The epic poem Beowulf, written centuries ago by an unknown author, takes the reader back to a time of intense battles and raging monsters in the night. Many who have read this passage have taken note of the multiple references towards the Bible. This may imply that the author, who is unnamed, was a Christian of that time as well as others within that society. However, Beowulf contains many accounts of monstrous activity as well. It is possible that these references to Christian beliefs and the Bible are used to soften what is the gruesome content that these monsters within this story create.
One of the first accounts of biblical reference that the reader comes across is actually the introduction if the first monster by the name of Grendel. Grendel was a horrendous creature who only grew more and more irritated when citizens of the kingdom would come together in the mead-hall to share stories of amazing victories and glorious battles. This ties to religious content due to the relations of Grendel with his mother being, none other than, Cain herself. A descendant of Adam and Eve who murdered her sibling Abel through jealousy. Thus, creating one of the first connections to religion that the reader sees in this piece of literature. This was something that historians held on to even to this day. As one could imagine, it is most unfortunate that the author of this long surviving work is a mystery and every little detail to be found regarding the unknown poet is valuable.
Furthermore, Beowulf also prays to God throughout the poem. In most cases than others he is praying for protection and even speaks humbly of how God is the reason why he has won so many glorious victories. When Beowulf came into town to fight and defeat the evil monster known as Grendel many people were both amazed and grateful. “Now a man, with the Lord’s assistance, has accomplished something none of us could manage” (Beowulf, 938-940). If it was not for God, working in the favor of Beowulf, there is a great chance that he would not have walked away from that fight with his life. Beowulf recognizes this, and is grateful that the hand of God chose to protect him that night. Of course, this poem is an epic which means it is long in length and filled with much more monsters than just Grendel.
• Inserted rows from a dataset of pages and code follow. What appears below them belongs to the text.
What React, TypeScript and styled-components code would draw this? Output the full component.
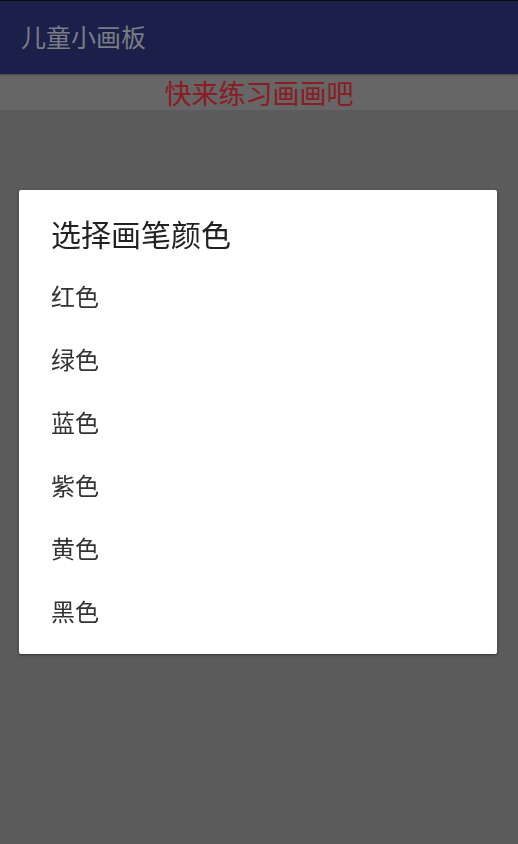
import styled, { createGlobalStyle } from 'styled-components'

const GlobalStyle = createGlobalStyle`
    html, body {
        margin: 0;
        padding: 0;
        height: 100%;
        background-color: #5b5b5b;
    }
    body {
        font-family: 'Noto Sans CJK SC', 'Noto Sans', sans-serif;
    }
    #root {
        height: 100%;
    }
`

const Screen = styled.div`
    height: 844px;
    display: flex;
    flex-direction: column;
    background-color: #5b5b5b;
    border-top: 1px solid #0a0a14;
`

const AppBar = styled.header`
    height: 73px;
    flex-shrink: 0;
    display: flex;
    align-items: center;
    padding: 0 21px;
    background-color: #1a2049;
    box-shadow: 0 1px 2px rgba(0, 0, 0, 0.35);
    position: relative;
    z-index: 1;
`

const AppTitle = styled.h1`
    margin: 0;
    font-size: 25px;
    font-weight: 400;
    line-height: 1;
    color: #7b7d85;
    transform: translateY(-1px);
`

const Hint = styled.div`
    height: 36px;
    flex-shrink: 0;
    display: flex;
    align-items: center;
    justify-content: center;
    background-color: #666666;
    color: #8a1c24;
    font-size: 27px;
    line-height: 1;
`

const Canvas = styled.main`
    flex: 1;
    background-color: #5b5b5b;
`

const Overlay = styled.div`
    position: fixed;
    inset: 0;
    display: flex;
    align-items: center;
    justify-content: center;
    z-index: 10;
`

const Dialog = styled.section`
    width: 478px;
    box-sizing: border-box;
    padding: 22px 0 12px;
    background-color: #ffffff;
    border-radius: 2px;
    box-shadow: 0 1px 3px rgba(0, 0, 0, 0.4);
    transform: translateX(-1px);
`

const DialogTitle = styled.h2`
    margin: 0 0 10px;
    padding: 0 32px;
    height: 42px;
    display: flex;
    align-items: center;
    font-size: 30px;
    font-weight: 400;
    line-height: 1;
    color: #222222;
`

const ColorList = styled.ul`
    list-style: none;
    margin: 0;
    padding: 0;
`

const ColorItem = styled.li`
    height: 63px;
    display: flex;
    align-items: center;
    padding: 0 32px;
    font-size: 24px;
    line-height: 1;
    color: #333333;
`

const colors = ['红色', '绿色', '蓝色', '紫色', '黄色', '黑色']

function App() {
    return (
        <>
            <GlobalStyle />
            <Screen>
                <AppBar>
                    <AppTitle>儿童小画板</AppTitle>
                </AppBar>
                <Hint>快来练习画画吧</Hint>
                <Canvas />
            </Screen>
            <Overlay>
                <Dialog>
                    <DialogTitle>选择画笔颜色</DialogTitle>
                    <ColorList>
                        {colors.map((c) => (
                            <ColorItem key={c}>{c}</ColorItem>
                        ))}
                    </ColorList>
                </Dialog>
            </Overlay>
        </>
    )
}

export default App
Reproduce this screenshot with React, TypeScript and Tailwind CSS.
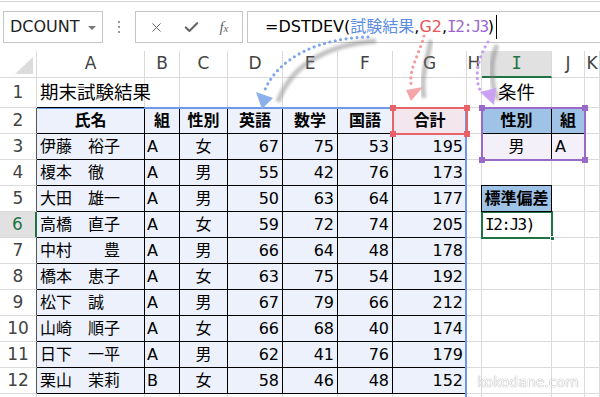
import { X, Check } from "lucide-react";
import type { ReactNode } from "react";

const cols = ["A", "B", "C", "D", "E", "F", "G", "H", "I", "J", "K"];

const heads = ["氏名", "組", "性別", "英語", "数学", "国語", "合計"];

const people: (string | number)[][] = [
  ["伊藤　裕子", "A", "女", 67, 75, 53, 195],
  ["榎本　徹", "A", "男", 55, 42, 76, 173],
  ["大田　雄一", "A", "男", 50, 63, 64, 177],
  ["高橋　直子", "A", "女", 59, 72, 74, 205],
  ["中村　　豊", "A", "男", 66, 64, 48, 178],
  ["橋本　恵子", "A", "女", 63, 75, 54, 192],
  ["松下　誠", "A", "男", 67, 79, 66, 212],
  ["山崎　順子", "A", "女", 66, 68, 40, 174],
  ["日下　一平", "A", "男", 62, 41, 76, 179],
  ["栗山　茉莉", "B", "女", 58, 46, 48, 152],
];

// one sheet cell: r = excel row (1..13), c = column index (0 = A)
function SheetCell({ r, c }: { r: number; c: number }) {
  let cls = "flex items-center whitespace-nowrap overflow-hidden border-r border-b border-[#dadada] bg-white";
  let content: ReactNode = null;

  if (r === 1 && c === 0) {
    cls = "flex items-center whitespace-nowrap overflow-visible border-r border-b border-r-[#dadada] border-b-black bg-white pl-[3px] text-[18.5px] relative z-10";
    content = "期末試験結果";
  } else if (r === 1 && c < 7) {
    cls = "flex items-center border-r border-b border-r-[#dadada] border-b-black bg-white";
  } else if (r === 1 && c === 8) {
    cls = "flex items-center justify-center border-r border-b border-[#dadada] bg-white text-[18.5px]";
    content = "条件";
  } else if (r === 2 && c < 7) {
    cls =
      c === 6
        ? "flex items-center justify-center font-bold border-r border-b border-black bg-[#f3e6ec]"
        : "flex items-center justify-center font-bold border-r border-b border-black bg-[#ecf1fb]";
    content = heads[c];
  } else if (r >= 3 && r <= 12 && c < 7) {
    const v = people[r - 3][c];
    if (c === 0) cls = "flex items-center whitespace-nowrap pl-[3px] border-r border-b border-black bg-[#ecf1fb]";
    else if (c === 1) cls = "flex items-center pl-[2px] border-r border-b border-black bg-[#ecf1fb]";
    else if (c === 2) cls = "flex items-center justify-center border-r border-b border-black bg-[#ecf1fb]";
    else cls = "flex items-center justify-end pr-[3px] border-r border-b border-black bg-[#ecf1fb]";
    content = v;
  } else if (r === 2 && (c === 8 || c === 9)) {
    cls = "flex items-center justify-center font-bold border-r border-b border-black bg-[#9fc2e7]";
    content = c === 8 ? "性別" : "組";
  } else if (r === 3 && c === 8) {
    cls = "flex items-center justify-center border-r border-b border-black bg-[#f3f0f9]";
    content = "男";
  } else if (r === 3 && c === 9) {
    cls = "flex items-center pl-[3px] border-r border-b border-black bg-[#f3f0f9]";
    content = "A";
  } else if (r === 5 && c === 8) {
    cls = "relative z-10 -ml-px -mt-px flex items-center justify-center font-bold border border-black bg-[#9fc2e7]";
    content = "標準偏差";
  } else if (r === 6 && c === 8) {
    cls = "flex items-center pl-[3px] border-r border-b border-[#dadada] bg-white";
    content = <span className="font-['DejaVu_Sans_Mono',monospace] text-[16px] tracking-[-1.5px]">I2:J3)</span>;
  }

  return <div className={cls}>{content}</div>;
}

function RowHeader({ r }: { r: number }) {
  if (r === 6) {
    return (
      <div className="flex items-center justify-center border-r-2 border-b border-r-[#217346] border-b-[#dadada] bg-[#e1e1e1] text-[#217346] text-[17px]">
        {r}
      </div>
    );
  }
  if (r >= 2 && r <= 12) {
    return (
      <div className="flex items-center justify-center border-r border-b border-r-[#555] border-b-[#dadada] bg-white text-[#444] text-[17px]">
        {r}
      </div>
    );
  }
  // 13行目は画面の下で切れるので番号は出さない
  return (
    <div className="flex items-center justify-center border-r border-b border-[#dadada] bg-white text-[#444] text-[17px]">
      {r === 1 ? r : null}
    </div>
  );
}

function Corners({ color }: { color: string }) {
  return (
    <>
      <span className="absolute -left-[4px] -top-[4px] h-[6px] w-[6px]" style={{ background: color }} />
      <span className="absolute -right-[4px] -top-[4px] h-[6px] w-[6px]" style={{ background: color }} />
      <span className="absolute -left-[4px] -bottom-[4px] h-[6px] w-[6px]" style={{ background: color }} />
      <span className="absolute -right-[4px] -bottom-[4px] h-[6px] w-[6px]" style={{ background: color }} />
    </>
  );
}

export default function App() {
  const rows = [1, 2, 3, 4, 5, 6, 7, 8, 9, 10, 11, 12, 13];

  return (
    <div className="relative h-[397px] w-[600px] overflow-hidden bg-white font-['DejaVu_Sans','Noto_Sans_CJK_JP',sans-serif] text-[16px] text-black">
      {/* 数式バー */}
      <div className="mt-px flex h-[50px] items-start border-t border-[#d4d4d4] pl-[3px] pt-[9px]">
        <div className="flex h-[32px] w-[100px] items-center justify-between border border-[#c6c6c6] pl-[6px] pr-[6px] text-[16px] text-[#222]">
          <span>DCOUNT</span>
          <span className="mt-px h-0 w-0 border-x-[4px] border-t-[4px] border-x-transparent border-t-[#777]" />
        </div>
        <div className="flex h-[32px] w-[32px] flex-col items-center justify-center gap-[3px]">
          <span className="h-[2px] w-[2px] bg-[#999]" />
          <span className="h-[2px] w-[2px] bg-[#999]" />
          <span className="h-[2px] w-[2px] bg-[#999]" />
        </div>
        <div className="flex h-[32px] w-[108px] items-center justify-around border border-[#c6c6c6] px-[4px] text-[#666]">
          <X size={15} strokeWidth={1.6} />
          <Check size={17} strokeWidth={3} />
          <span className="font-['Liberation_Serif',serif] text-[15px] italic">
            f<span className="text-[11px]">x</span>
          </span>
        </div>
        <div className="ml-[4px] flex h-[32px] flex-1 items-center border border-r-0 border-[#c6c6c6] pl-[17px] text-[16px] text-black">
          <span>=DSTDEV(</span>
          <span className="text-[#5b8de6]">試験結果</span>
          <span>,</span>
          <span className="text-[#e8545a]">G2</span>
          <span>,</span>
          <span className="font-['DejaVu_Sans_Mono',monospace] text-[16px] tracking-[-1.5px] text-[#9b68d4]">I2:J3</span>
          <span>)</span>
          <span className="ml-[2px] h-[24px] w-px bg-black" />
        </div>
      </div>

      {/* シート */}
      <div className="grid grid-cols-[37px_108px_35px_48px_55px_55px_55px_74px_15px_70px_33px_15px] grid-rows-[27px_30px_repeat(12,26px)]">
        <div className="relative border-r border-b border-[#dadada] bg-white">
          <svg className="absolute bottom-[3px] right-[3px]" width="18" height="17" viewBox="0 0 18 17">
            <polygon points="18,0 18,17 0,17" fill="#dcdcdc" />
          </svg>
        </div>
        {cols.map((c) =>
          c === "I" ? (
            <div key={c} className="flex items-center justify-center border-r border-b-2 border-r-[#dadada] border-b-[#217346] bg-[#e1e1e1] font-['DejaVu_Sans_Mono',monospace] text-[17px] text-[#217346]">
              {c}
            </div>
          ) : (
            <div key={c} className="flex items-center justify-center border-r border-b border-[#dadada] bg-white text-[17px] text-[#444]">
              {c}
            </div>
          )
        )}
        {rows.map((r) => [
          <RowHeader key={`h${r}`} r={r} />,
          ...cols.map((_, ci) => <SheetCell key={`${r}-${ci}`} r={r} c={ci} />),
        ])}
      </div>

      {/* 参照範囲の枠 */}
      <div className="absolute left-[37px] top-[107px] h-[300px] w-[430px] border-t-2 border-r-2 border-[#6f98e6]" />
      <div className="absolute left-[392px] top-[107px] h-[28px] w-[76px] border-2 border-[#e8626a]">
        <Corners color="#e8626a" />
      </div>
      <div className="absolute left-[481px] top-[107px] h-[54px] w-[105px] border-2 border-[#9a6acb]">
        <Corners color="#9a6acb" />
      </div>
      <div className="absolute left-[481px] top-[211px] h-[28px] w-[72px] border-2 border-[#217346]">
        <span className="absolute -bottom-[4px] -right-[4px] h-[5px] w-[5px] border border-white bg-[#217346]" />
      </div>

      {/* 矢印 */}
      <svg className="pointer-events-none absolute left-0 top-0" width="600" height="397" viewBox="0 0 600 397">
        <defs>
          <filter id="sh" x="-20%" y="-20%" width="140%" height="140%">
            <feGaussianBlur stdDeviation="1.8" />
          </filter>
        </defs>
        <path d="M376 41 C332 44 292 62 278 102" stroke="#777" strokeWidth="5" fill="none" opacity="0.45" filter="url(#sh)" />
        <path d="M431 40 C428 58 420 76 424 98" stroke="#777" strokeWidth="5" fill="none" opacity="0.45" filter="url(#sh)" />
        <path d="M497 45 C490 62 490 82 498 100" stroke="#777" strokeWidth="5" fill="none" opacity="0.45" filter="url(#sh)" />

        <path d="M368 37 C322 38 278 56 264 92" stroke="#7ea6ea" strokeWidth="3.2" strokeDasharray="0 5.5" strokeLinecap="round" fill="none" />
        <polygon points="256,92 273,98 262,109" fill="#8cb0ec" />

        <path d="M424 36 C419 55 407 72 412 88" stroke="#f19aa0" strokeWidth="3.2" strokeDasharray="0 5.5" strokeLinecap="round" fill="none" />
        <polygon points="423,87 406,90 411,101" fill="#f4a6a8" />

        <path d="M488 42 C478 58 474 76 480 90" stroke="#c79cf0" strokeWidth="3.2" strokeDasharray="0 5.5" strokeLinecap="round" fill="none" />
        <polygon points="480,92 496,88 494,105" fill="#caa2f3" />
      </svg>

      {/* ウォーターマーク */}
      <span className="absolute left-[477px] top-[372px] font-['DejaVu_Sans',sans-serif] text-[14px] text-white opacity-80 [text-shadow:0_0_1px_#888,0_0_1px_#888]">
        kokodane.com
      </span>
    </div>
  );
}
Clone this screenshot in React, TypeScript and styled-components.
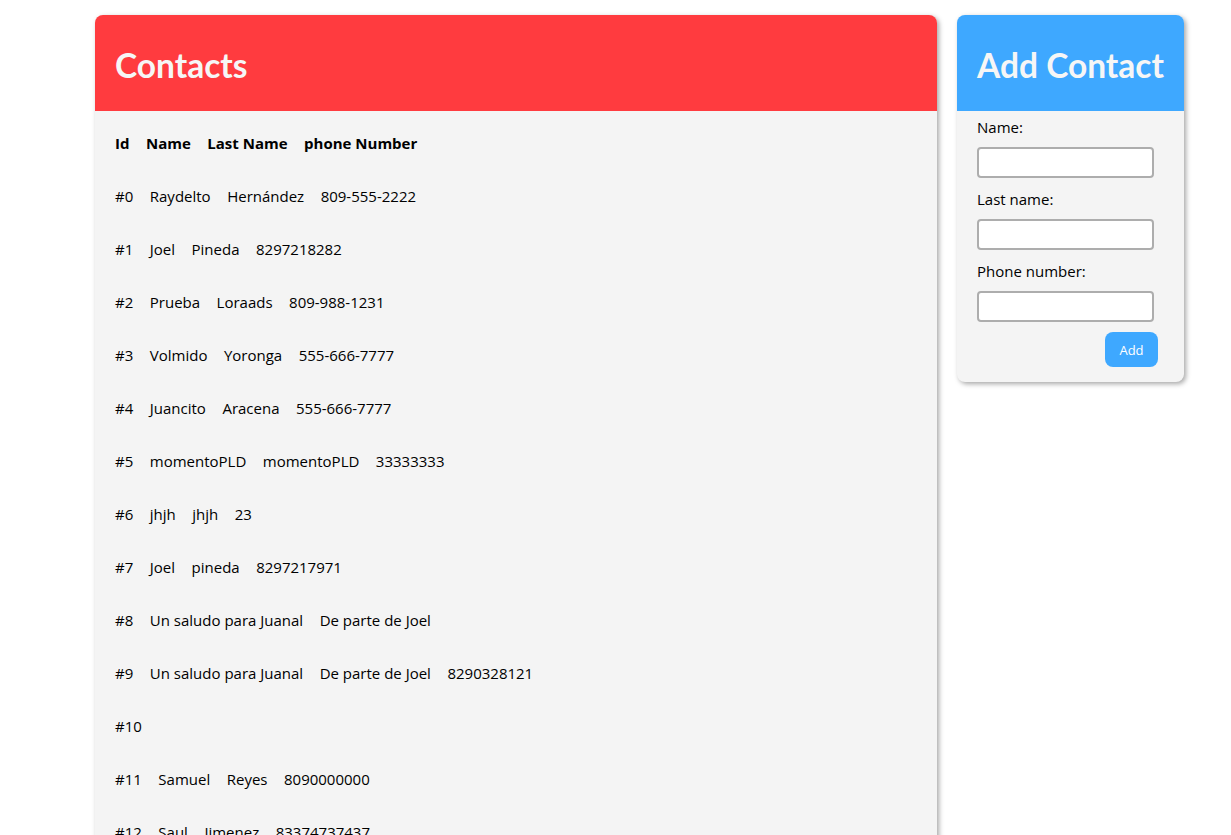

Grendel’s mother, for one, is the next monster that is introduced to the reader in this poem. This is due to the vengeance that is left after Cain attacks the kingdom in rage from the death of her offspring Grendel. In doing so she kills King Hrothgar’s dear companion Eschere leaving Beowulf with yet another dangerous task to take on. In fact, Cain lives in an underwater lair. This was found only in the deepest part of the woods, far away, and surrounded with all kinds of other creatures. Thus, implying that, even though Grendel and Cain are only a few of the monsters we have heard of, there is indeed other dangerous creatures lurking about throughout the whole story. In the end, God decides to aid Beowulf in the fight against the demon who is Cain, granting him the victory followed by many rewards and praises. Years after this fight Beowulf faces his last encounter with a mighty beast, this time a dragon.
It is clearly shown that the Passage of Beowulf contains both many occurrences of monsters and the religious customs of Christianity, but what if this is only due to influence? It is clearly noticeable, especially to the Christian eye, that monsters as shown in Beowulf are not found in any passage of the Bible. When reading the epic poem it almost feels as though these two elements conflict with one another. Of course, Grendel is said to be related to a familiar figure, Cain, who is the descent of Adam and Eve themselves. However, it was never stated that Cain ever bared a child within the written scripture. Thus, further proving that perhaps this story was never meant to incorporate such religious aspects. This would make sense considering the age of Beowulf, that possibly “there was a time when these tales were repeated without the Christian reflections and allusions that are found in the poem that has reached us” today (Tidmarsh 1). In other words, as Beowulf was being passed down around the time it was created, it is likely that reflections of Christian values did not make an appearance within the lines until a later date. This could be due to the growing popularity of the religion and eventually it slipped its way into the lines of the poem. One may think about it being similar to the game known as “Telephone”.
This game consists of a long line of people were the objective is to pass a message down, one person to the next, until the last person is reached while trying to keep the message as consistent as possible. Normally, by the time the message reaches the last person, and they repeat out loud for everyone to hear, it has gone through so many changes and alterations making it almost unrecognizable. Beowulf was never written down at first as there was no way of recording it yet, so who is to say that even this famous work was not altered throughout all of those years. However, why would one want to alter this work of literature?
For all one knows, the cause of this action could have been due to Beowulf’s horrific outcomes in battles in order to balance this out with a slightly more light-hearted appeal. As stated earlier, the combination of both Christian values and mystical monstrous creatures seem to clash with one another. This could be due to the fact that Christianity is still a widely known and practiced religion to this day and is not a fictional being like that of these monsters. Of course, Cain is an individual of the Bible, and while she may have made some bad decisions, it never stated her as being this grotesque creature living within an underwater lair. Furthermore, the basis of a Christian lifestyle is loving and selfless. Something that we see in the mighty warrior Beowulf a few times throughout this poem. Just imagine if the element of religion was taken out of the poem Beowulf and how much different it would be. Everything from the characters and their dialogue to the details of each battle would hold a much different outlook from the reader’s perspective of today.